Being in a fairly new place were you don't know many people can be scary, I totally understand you are wary of living alone or in a flatshare. But think of it this way: how many new friends are you going to make with this socially inept, selfish man by your side who clearly doesn't want you to have a social life.

I'm afraid that there is a real risk that many people will be alienated by your partner's behaviour, but won't tell you openly, but simply drop the two of you alltogether. This in turn will make you even more dependent on him and make him think that he can treat you even worse, because you won't have the courage to leave you anyway.

OP, especially in a place were you don't have many friends yet, it is vital that you are your own best friend! Leave, go and meet new people! You will meet good friends in time, if you give yourself the chance to.

Living in a flatshare with civilised people who know how to behave around people will certainly be a step forward, and not backwards, as someone upthread has already pointed out.

cantthinkofawittyusername · 07/08/2014 19:58

Sorry, lots of typos Blush

toyoungtodie · 07/08/2014 20:12

Oh dear, I think you should leave.
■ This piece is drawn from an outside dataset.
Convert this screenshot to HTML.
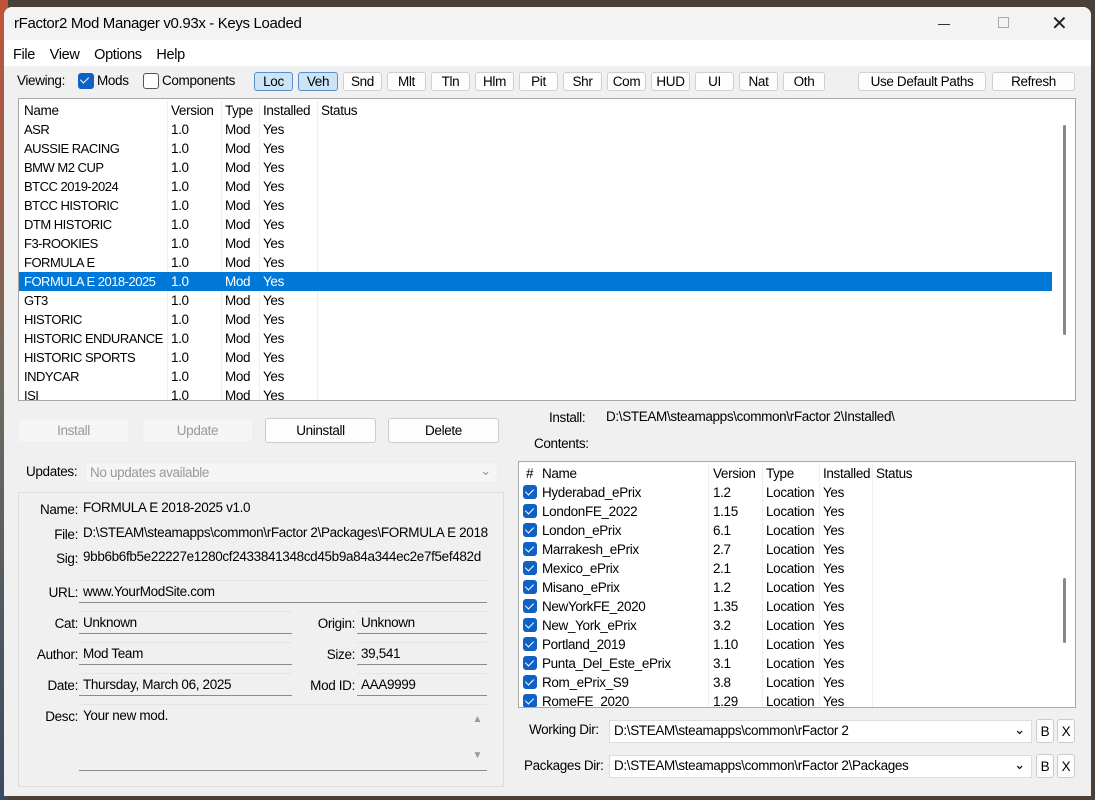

If this is how he makes you feel after only one year, then I think this relationship is doomed. Having children just magnifies any relationship problems you have, and if you do stay with him, a few years down the line, you will be planning to leave, with children. You only have to read the posts on here to understand how difficult that is.
Any one who puts the lights and TV on when you are in bed trying to sleep, is a uncaring selfish person. Sorry

Itscurtainsforyou · 07/08/2014 20:25

OP I agree with others, if this is how you feel there's probably no future together.

However, I wonder if its worth sitting down with him and telling him how his behaviour has pushed you away. Some people have no idea how annoying they are/they are oblivious to how their behaviour makes them appear to others.

I remember a chap who walked all over a girlfriend and she put up with it. With his next, he was dumped on from on high - it was a big shock for him as he'd not realised there was anything wrong with his behaviour.

Kleptronic · 07/08/2014 23:44

Make plans OP. He'll stop being lovely tomorrow, or over the weekend, or in the week - at some point he'll go back to telling you what to do and ignoring your choices.